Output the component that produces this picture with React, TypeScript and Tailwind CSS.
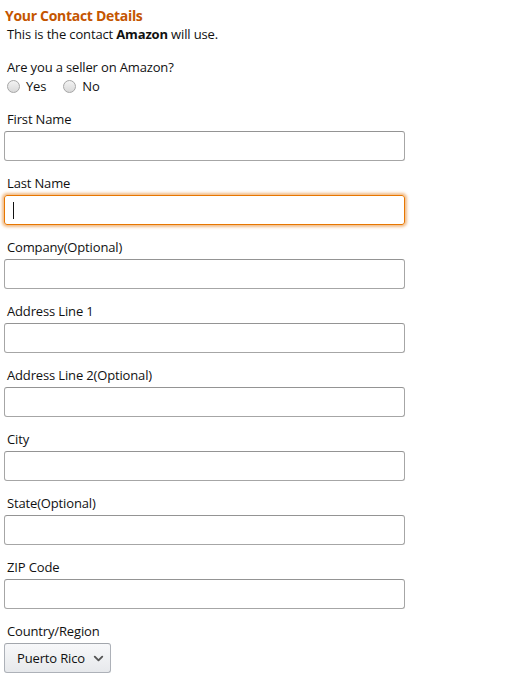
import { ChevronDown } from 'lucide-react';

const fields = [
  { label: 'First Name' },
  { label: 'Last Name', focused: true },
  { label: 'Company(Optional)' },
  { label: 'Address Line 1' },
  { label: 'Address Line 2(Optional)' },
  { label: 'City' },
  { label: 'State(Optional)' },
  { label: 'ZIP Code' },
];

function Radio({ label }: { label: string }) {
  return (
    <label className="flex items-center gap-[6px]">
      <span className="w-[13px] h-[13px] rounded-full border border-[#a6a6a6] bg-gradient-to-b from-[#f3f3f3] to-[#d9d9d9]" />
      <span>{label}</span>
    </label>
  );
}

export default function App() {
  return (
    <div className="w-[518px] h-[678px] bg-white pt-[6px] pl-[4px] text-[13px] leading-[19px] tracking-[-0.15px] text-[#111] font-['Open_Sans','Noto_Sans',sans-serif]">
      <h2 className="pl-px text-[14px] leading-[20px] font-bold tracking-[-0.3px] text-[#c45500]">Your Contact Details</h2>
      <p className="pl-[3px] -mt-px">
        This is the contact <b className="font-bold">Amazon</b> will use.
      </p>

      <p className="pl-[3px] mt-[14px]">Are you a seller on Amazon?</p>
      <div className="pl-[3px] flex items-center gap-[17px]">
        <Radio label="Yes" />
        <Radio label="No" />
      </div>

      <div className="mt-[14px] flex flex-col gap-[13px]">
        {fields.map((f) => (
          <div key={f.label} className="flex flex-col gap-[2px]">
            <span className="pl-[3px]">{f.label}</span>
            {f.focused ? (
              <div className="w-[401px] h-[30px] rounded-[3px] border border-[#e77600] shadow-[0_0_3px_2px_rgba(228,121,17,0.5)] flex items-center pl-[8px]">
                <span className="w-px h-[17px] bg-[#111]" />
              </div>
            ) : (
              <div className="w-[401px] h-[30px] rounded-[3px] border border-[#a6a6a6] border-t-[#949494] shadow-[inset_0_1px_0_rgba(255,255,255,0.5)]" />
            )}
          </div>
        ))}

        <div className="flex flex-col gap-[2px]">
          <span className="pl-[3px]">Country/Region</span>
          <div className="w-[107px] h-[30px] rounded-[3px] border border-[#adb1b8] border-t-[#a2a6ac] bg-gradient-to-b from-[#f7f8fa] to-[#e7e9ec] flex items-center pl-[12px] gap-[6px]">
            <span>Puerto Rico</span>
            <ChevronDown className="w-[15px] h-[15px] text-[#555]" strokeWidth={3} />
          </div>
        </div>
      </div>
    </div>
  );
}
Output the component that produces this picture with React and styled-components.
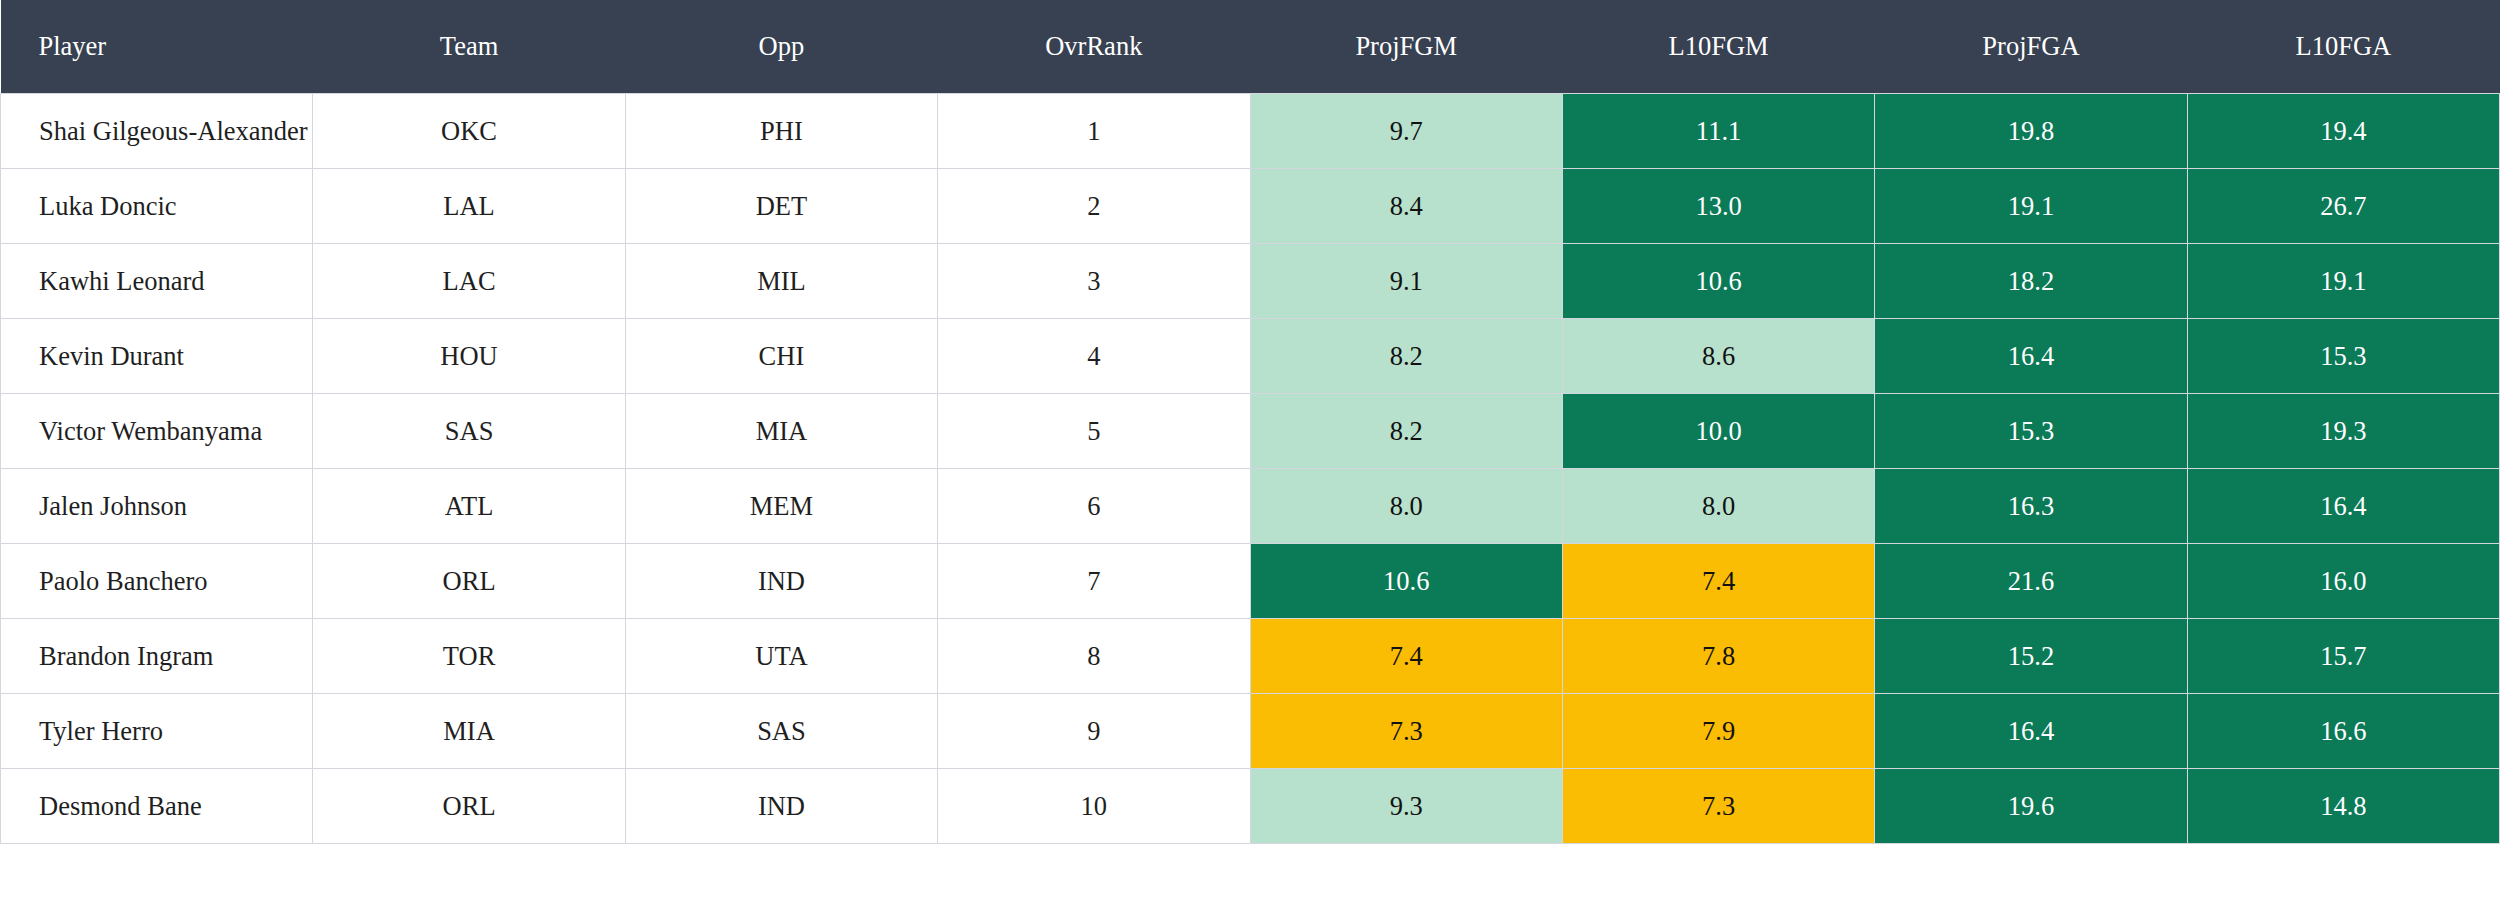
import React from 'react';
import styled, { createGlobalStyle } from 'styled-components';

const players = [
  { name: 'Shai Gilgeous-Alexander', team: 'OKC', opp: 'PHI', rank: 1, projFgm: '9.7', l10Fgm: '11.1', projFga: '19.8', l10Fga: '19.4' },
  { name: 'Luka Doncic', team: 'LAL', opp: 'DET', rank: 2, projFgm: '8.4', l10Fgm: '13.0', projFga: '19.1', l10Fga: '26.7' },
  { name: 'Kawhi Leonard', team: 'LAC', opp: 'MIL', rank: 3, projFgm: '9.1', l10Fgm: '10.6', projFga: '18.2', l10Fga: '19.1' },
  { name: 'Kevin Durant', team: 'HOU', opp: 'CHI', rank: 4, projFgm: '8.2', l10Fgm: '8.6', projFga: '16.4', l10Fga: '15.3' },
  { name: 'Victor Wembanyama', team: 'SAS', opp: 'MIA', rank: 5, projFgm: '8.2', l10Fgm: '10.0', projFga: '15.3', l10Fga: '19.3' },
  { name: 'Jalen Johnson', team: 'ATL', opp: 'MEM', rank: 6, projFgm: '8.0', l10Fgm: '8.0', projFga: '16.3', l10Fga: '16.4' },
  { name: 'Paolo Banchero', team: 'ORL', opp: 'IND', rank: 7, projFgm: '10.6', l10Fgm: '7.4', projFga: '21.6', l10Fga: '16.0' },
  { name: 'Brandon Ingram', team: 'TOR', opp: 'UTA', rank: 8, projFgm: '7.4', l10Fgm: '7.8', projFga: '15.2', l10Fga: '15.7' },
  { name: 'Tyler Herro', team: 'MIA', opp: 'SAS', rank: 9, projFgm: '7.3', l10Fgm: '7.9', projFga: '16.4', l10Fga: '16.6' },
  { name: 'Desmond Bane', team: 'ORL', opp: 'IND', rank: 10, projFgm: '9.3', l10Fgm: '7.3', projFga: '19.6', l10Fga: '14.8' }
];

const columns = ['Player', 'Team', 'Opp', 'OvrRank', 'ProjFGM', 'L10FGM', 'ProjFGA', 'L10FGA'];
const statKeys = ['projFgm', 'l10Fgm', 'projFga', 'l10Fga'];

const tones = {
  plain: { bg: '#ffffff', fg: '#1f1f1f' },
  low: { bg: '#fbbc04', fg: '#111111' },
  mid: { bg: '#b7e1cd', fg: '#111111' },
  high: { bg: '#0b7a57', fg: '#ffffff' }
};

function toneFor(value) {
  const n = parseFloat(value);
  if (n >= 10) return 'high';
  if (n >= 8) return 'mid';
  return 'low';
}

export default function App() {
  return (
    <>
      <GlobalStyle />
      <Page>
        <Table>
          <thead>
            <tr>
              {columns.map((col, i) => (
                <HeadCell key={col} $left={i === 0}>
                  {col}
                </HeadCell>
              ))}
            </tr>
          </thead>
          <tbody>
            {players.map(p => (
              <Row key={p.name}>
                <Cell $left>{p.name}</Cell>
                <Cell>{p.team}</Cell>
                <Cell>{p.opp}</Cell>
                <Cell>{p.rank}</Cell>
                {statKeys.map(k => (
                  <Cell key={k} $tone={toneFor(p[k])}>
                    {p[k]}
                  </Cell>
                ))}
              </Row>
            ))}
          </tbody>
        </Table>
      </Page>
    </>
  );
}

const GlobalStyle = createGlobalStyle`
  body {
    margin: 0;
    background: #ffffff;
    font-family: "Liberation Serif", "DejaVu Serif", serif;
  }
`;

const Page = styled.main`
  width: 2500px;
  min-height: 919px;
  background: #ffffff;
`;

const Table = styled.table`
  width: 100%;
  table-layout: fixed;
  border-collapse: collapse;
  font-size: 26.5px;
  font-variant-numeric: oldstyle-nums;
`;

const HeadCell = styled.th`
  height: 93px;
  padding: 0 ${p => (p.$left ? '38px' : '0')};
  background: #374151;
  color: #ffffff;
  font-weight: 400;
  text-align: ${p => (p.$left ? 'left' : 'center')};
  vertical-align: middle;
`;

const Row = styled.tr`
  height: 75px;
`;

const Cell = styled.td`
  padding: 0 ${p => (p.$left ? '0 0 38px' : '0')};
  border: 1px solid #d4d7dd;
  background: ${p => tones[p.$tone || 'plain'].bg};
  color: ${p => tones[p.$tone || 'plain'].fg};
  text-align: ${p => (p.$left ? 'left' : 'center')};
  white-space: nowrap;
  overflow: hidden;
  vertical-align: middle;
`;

Short exercise –
Leave out the pictures and return every record word for word.

Exercise solution –
Output the component that produces this picture with React, TypeScript and Tailwind CSS.
import { ChevronDown } from 'lucide-react';

const fields = [
  { label: 'First Name' },
  { label: 'Last Name', focused: true },
  { label: 'Company(Optional)' },
  { label: 'Address Line 1' },
  { label: 'Address Line 2(Optional)' },
  { label: 'City' },
  { label: 'State(Optional)' },
  { label: 'ZIP Code' },
];

function Radio({ label }: { label: string }) {
  return (
    <label className="flex items-center gap-[6px]">
      <span className="w-[13px] h-[13px] rounded-full border border-[#a6a6a6] bg-gradient-to-b from-[#f3f3f3] to-[#d9d9d9]" />
      <span>{label}</span>
    </label>
  );
}

export default function App() {
  return (
    <div className="w-[518px] h-[678px] bg-white pt-[6px] pl-[4px] text-[13px] leading-[19px] tracking-[-0.15px] text-[#111] font-['Open_Sans','Noto_Sans',sans-serif]">
      <h2 className="pl-px text-[14px] leading-[20px] font-bold tracking-[-0.3px] text-[#c45500]">Your Contact Details</h2>
      <p className="pl-[3px] -mt-px">
        This is the contact <b className="font-bold">Amazon</b> will use.
      </p>

      <p className="pl-[3px] mt-[14px]">Are you a seller on Amazon?</p>
      <div className="pl-[3px] flex items-center gap-[17px]">
        <Radio label="Yes" />
        <Radio label="No" />
      </div>

      <div className="mt-[14px] flex flex-col gap-[13px]">
        {fields.map((f) => (
          <div key={f.label} className="flex flex-col gap-[2px]">
            <span className="pl-[3px]">{f.label}</span>
            {f.focused ? (
              <div className="w-[401px] h-[30px] rounded-[3px] border border-[#e77600] shadow-[0_0_3px_2px_rgba(228,121,17,0.5)] flex items-center pl-[8px]">
                <span className="w-px h-[17px] bg-[#111]" />
              </div>
            ) : (
              <div className="w-[401px] h-[30px] rounded-[3px] border border-[#a6a6a6] border-t-[#949494] shadow-[inset_0_1px_0_rgba(255,255,255,0.5)]" />
            )}
          </div>
        ))}

        <div className="flex flex-col gap-[2px]">
          <span className="pl-[3px]">Country/Region</span>
          <div className="w-[107px] h-[30px] rounded-[3px] border border-[#adb1b8] border-t-[#a2a6ac] bg-gradient-to-b from-[#f7f8fa] to-[#e7e9ec] flex items-center pl-[12px] gap-[6px]">
            <span>Puerto Rico</span>
            <ChevronDown className="w-[15px] h-[15px] text-[#555]" strokeWidth={3} />
          </div>
        </div>
      </div>
    </div>
  );
}
Output the component that produces this picture with React and styled-components.
import React from 'react';
import styled, { createGlobalStyle } from 'styled-components';

const players = [
  { name: 'Shai Gilgeous-Alexander', team: 'OKC', opp: 'PHI', rank: 1, projFgm: '9.7', l10Fgm: '11.1', projFga: '19.8', l10Fga: '19.4' },
  { name: 'Luka Doncic', team: 'LAL', opp: 'DET', rank: 2, projFgm: '8.4', l10Fgm: '13.0', projFga: '19.1', l10Fga: '26.7' },
  { name: 'Kawhi Leonard', team: 'LAC', opp: 'MIL', rank: 3, projFgm: '9.1', l10Fgm: '10.6', projFga: '18.2', l10Fga: '19.1' },
  { name: 'Kevin Durant', team: 'HOU', opp: 'CHI', rank: 4, projFgm: '8.2', l10Fgm: '8.6', projFga: '16.4', l10Fga: '15.3' },
  { name: 'Victor Wembanyama', team: 'SAS', opp: 'MIA', rank: 5, projFgm: '8.2', l10Fgm: '10.0', projFga: '15.3', l10Fga: '19.3' },
  { name: 'Jalen Johnson', team: 'ATL', opp: 'MEM', rank: 6, projFgm: '8.0', l10Fgm: '8.0', projFga: '16.3', l10Fga: '16.4' },
  { name: 'Paolo Banchero', team: 'ORL', opp: 'IND', rank: 7, projFgm: '10.6', l10Fgm: '7.4', projFga: '21.6', l10Fga: '16.0' },
  { name: 'Brandon Ingram', team: 'TOR', opp: 'UTA', rank: 8, projFgm: '7.4', l10Fgm: '7.8', projFga: '15.2', l10Fga: '15.7' },
  { name: 'Tyler Herro', team: 'MIA', opp: 'SAS', rank: 9, projFgm: '7.3', l10Fgm: '7.9', projFga: '16.4', l10Fga: '16.6' },
  { name: 'Desmond Bane', team: 'ORL', opp: 'IND', rank: 10, projFgm: '9.3', l10Fgm: '7.3', projFga: '19.6', l10Fga: '14.8' }
];

const columns = ['Player', 'Team', 'Opp', 'OvrRank', 'ProjFGM', 'L10FGM', 'ProjFGA', 'L10FGA'];
const statKeys = ['projFgm', 'l10Fgm', 'projFga', 'l10Fga'];

const tones = {
  plain: { bg: '#ffffff', fg: '#1f1f1f' },
  low: { bg: '#fbbc04', fg: '#111111' },
  mid: { bg: '#b7e1cd', fg: '#111111' },
  high: { bg: '#0b7a57', fg: '#ffffff' }
};

function toneFor(value) {
  const n = parseFloat(value);
  if (n >= 10) return 'high';
  if (n >= 8) return 'mid';
  return 'low';
}

export default function App() {
  return (
    <>
      <GlobalStyle />
      <Page>
        <Table>
          <thead>
            <tr>
              {columns.map((col, i) => (
                <HeadCell key={col} $left={i === 0}>
                  {col}
                </HeadCell>
              ))}
            </tr>
          </thead>
          <tbody>
            {players.map(p => (
              <Row key={p.name}>
                <Cell $left>{p.name}</Cell>
                <Cell>{p.team}</Cell>
                <Cell>{p.opp}</Cell>
                <Cell>{p.rank}</Cell>
                {statKeys.map(k => (
                  <Cell key={k} $tone={toneFor(p[k])}>
                    {p[k]}
                  </Cell>
                ))}
              </Row>
            ))}
          </tbody>
        </Table>
      </Page>
    </>
  );
}

const GlobalStyle = createGlobalStyle`
  body {
    margin: 0;
    background: #ffffff;
    font-family: "Liberation Serif", "DejaVu Serif", serif;
  }
`;

const Page = styled.main`
  width: 2500px;
  min-height: 919px;
  background: #ffffff;
`;

const Table = styled.table`
  width: 100%;
  table-layout: fixed;
  border-collapse: collapse;
  font-size: 26.5px;
  font-variant-numeric: oldstyle-nums;
`;

const HeadCell = styled.th`
  height: 93px;
  padding: 0 ${p => (p.$left ? '38px' : '0')};
  background: #374151;
  color: #ffffff;
  font-weight: 400;
  text-align: ${p => (p.$left ? 'left' : 'center')};
  vertical-align: middle;
`;

const Row = styled.tr`
  height: 75px;
`;

const Cell = styled.td`
  padding: 0 ${p => (p.$left ? '0 0 38px' : '0')};
  border: 1px solid #d4d7dd;
  background: ${p => tones[p.$tone || 'plain'].bg};
  color: ${p => tones[p.$tone || 'plain'].fg};
  text-align: ${p => (p.$left ? 'left' : 'center')};
  white-space: nowrap;
  overflow: hidden;
  vertical-align: middle;
`;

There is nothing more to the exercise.